Radioactive waste from spent fuel rods, old nuclear weapons, and radioactive pharmaceuticals is like a two-year old at a birthday party. It has astonishing energy, gets into everything, and wreaks havoc with its environment if you leave it unattended. If we tremble before the terrible twos, how can we control radioactive waste?

Both kids and radioactive material need supervision. Like a child, an energetic radioactive molecule will become less energetic as it ages. Certain materials, like those used in radioactive medicines, have only low-level radioactivity and will decay in only a few days or months. This type of radioactive waste can be stored under strict supervision until its radioactivity has decayed and it can be disposed of as any other solid waste.

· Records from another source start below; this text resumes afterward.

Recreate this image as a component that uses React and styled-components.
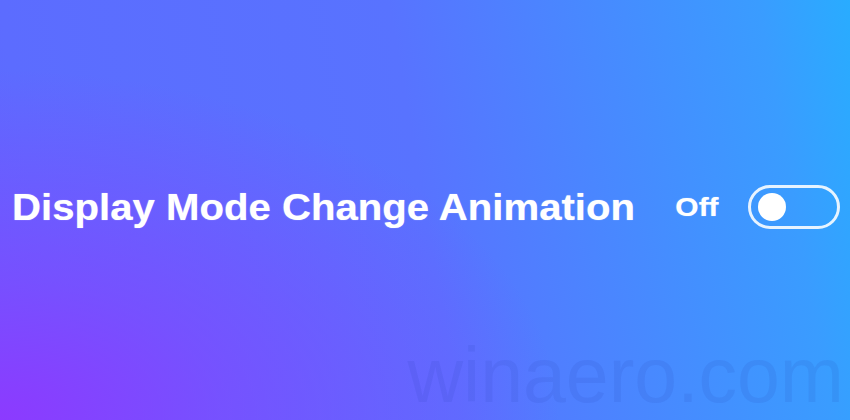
import React from "react";
import styled, { createGlobalStyle } from "styled-components";

const Global = createGlobalStyle`
  html, body, #root { margin: 0; padding: 0; width: 100%; height: 100%; }
  body { font-family: "Liberation Sans", Arial, sans-serif; overflow: hidden; }
`;

/* violet glow in the lower-left corner over a blue-to-cyan sweep */
const Page = styled.main`
  position: relative;
  width: 850px;
  height: 420px;
  display: flex;
  align-items: center;
  padding: 0 10px 6px 12px;
  box-sizing: border-box;
  background:
    radial-gradient(
      ellipse 560px 350px at 0% 100%,
      rgba(140, 58, 255, 1) 0%,
      rgba(140, 58, 255, 0.55) 40%,
      rgba(140, 58, 255, 0) 100%
    ),
    linear-gradient(
      80deg,
      #5e69ff 0%,
      #5c6cff 8%,
      #5873ff 50%,
      #3a9cff 90%,
      #29acff 100%
    );
  overflow: hidden;
`;

const SettingRow = styled.div`
  display: flex;
  align-items: center;
  width: 100%;
`;

const LabelBox = styled.div`
  flex: 1;
  min-width: 0;
`;

const Label = styled.span`
  display: inline-block;
  color: #fff;
  font-weight: 700;
  font-size: 37px;
  line-height: 1;
  white-space: nowrap;
  transform: scaleX(1.085);
  transform-origin: left center;
  text-shadow: 0 0 1px rgba(255, 255, 255, 0.6);
`;

const State = styled.span`
  display: inline-block;
  color: #fff;
  font-weight: 700;
  font-size: 26px;
  line-height: 1;
  margin-right: 29px;
  transform: scaleX(1.15);
  transform-origin: right center;
  text-shadow: 0 0 1px rgba(255, 255, 255, 0.6);
`;

const Switch = styled.button`
  width: 92px;
  height: 44px;
  box-sizing: border-box;
  border: 3px solid rgba(255, 255, 255, 0.88);
  border-radius: 22px;
  background: transparent;
  padding: 0 0 0 7px;
  display: flex;
  align-items: center;
  justify-content: ${(p) => (p.$on ? "flex-end" : "flex-start")};
  cursor: pointer;
`;

const Knob = styled.span`
  width: 28px;
  height: 28px;
  border-radius: 50%;
  background: #fff;
`;

const Watermark = styled.div`
  position: absolute;
  right: 6px;
  bottom: 6px;
  font-family: "Liberation Sans", Arial, sans-serif;
  font-size: 77px;
  line-height: 1;
  color: rgba(40, 60, 170, 0.11);
  pointer-events: none;
`;

export default function App() {
  const on = false;
  return (
    <>
      <Global />
      <Page>
        <SettingRow>
          <LabelBox>
            <Label>Display Mode Change Animation</Label>
          </LabelBox>
          <State>{on ? "On" : "Off"}</State>
          <Switch $on={on} aria-pressed={on}>
            <Knob />
          </Switch>
        </SettingRow>
        <Watermark>winaero.com</Watermark>
      </Page>
    </>
  );
}
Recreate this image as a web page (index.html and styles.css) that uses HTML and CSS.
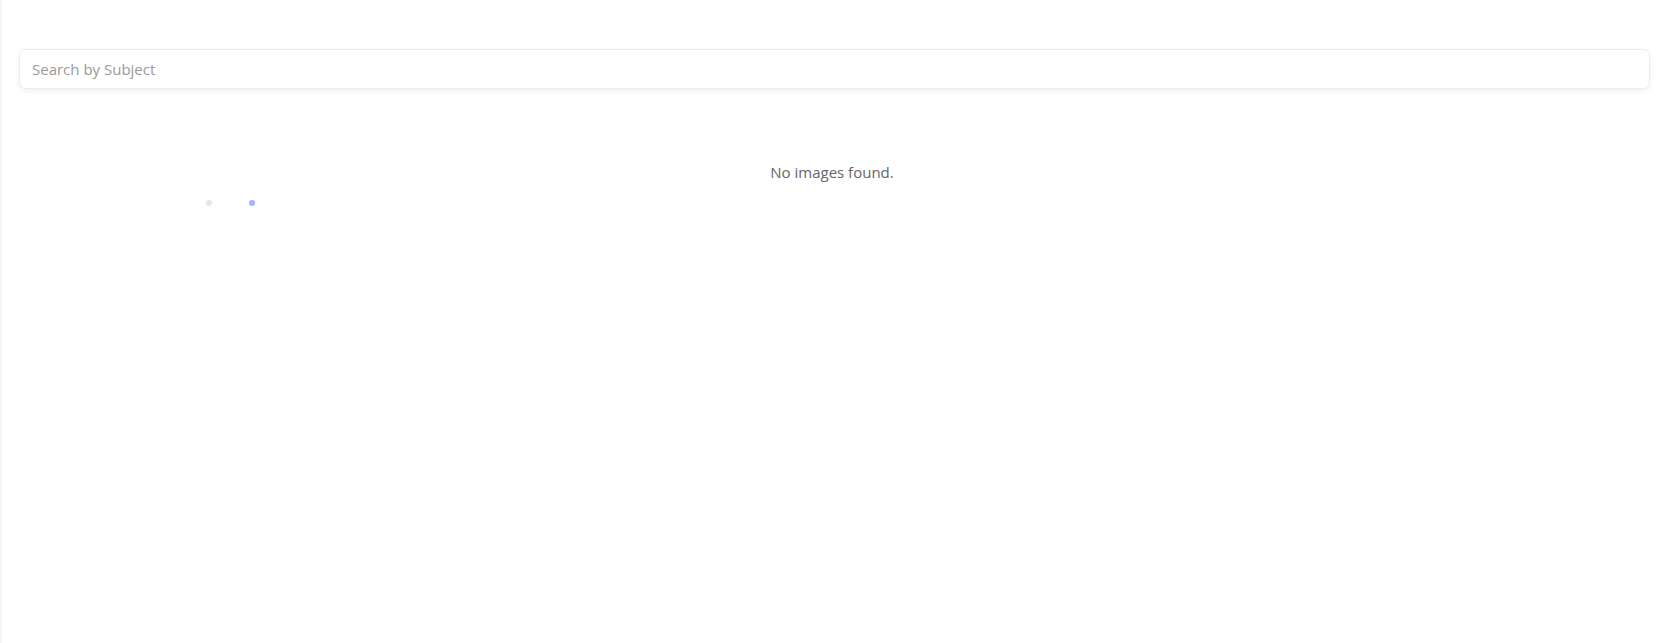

Like a two year old, radioactive waste can get into everything: water, soil, plants and animals. One way to control it is to trap it in ceramic-type materials so that it can't escape into the environment. Hopefully, by the time the ceramic breaks down, the radioactivity will have decayed and will no longer pose a threat.

Whether encased in ceramic or not, materials with a long life, (like weapons-grade plutonium and reactor-core uranium), can't be supervised for the thousands of years it will take to decay. We hope that if we store it in stable geological formations, it will sit undisturbed for thousands of years. However, if the ceramics or storage containers become corroded, the radioactive waste might leak before it has decayed. Nuclear waste can't be stored and forgotten: it presents problems for future generations because the dangers of the waste can be minimized, but not completely eliminated.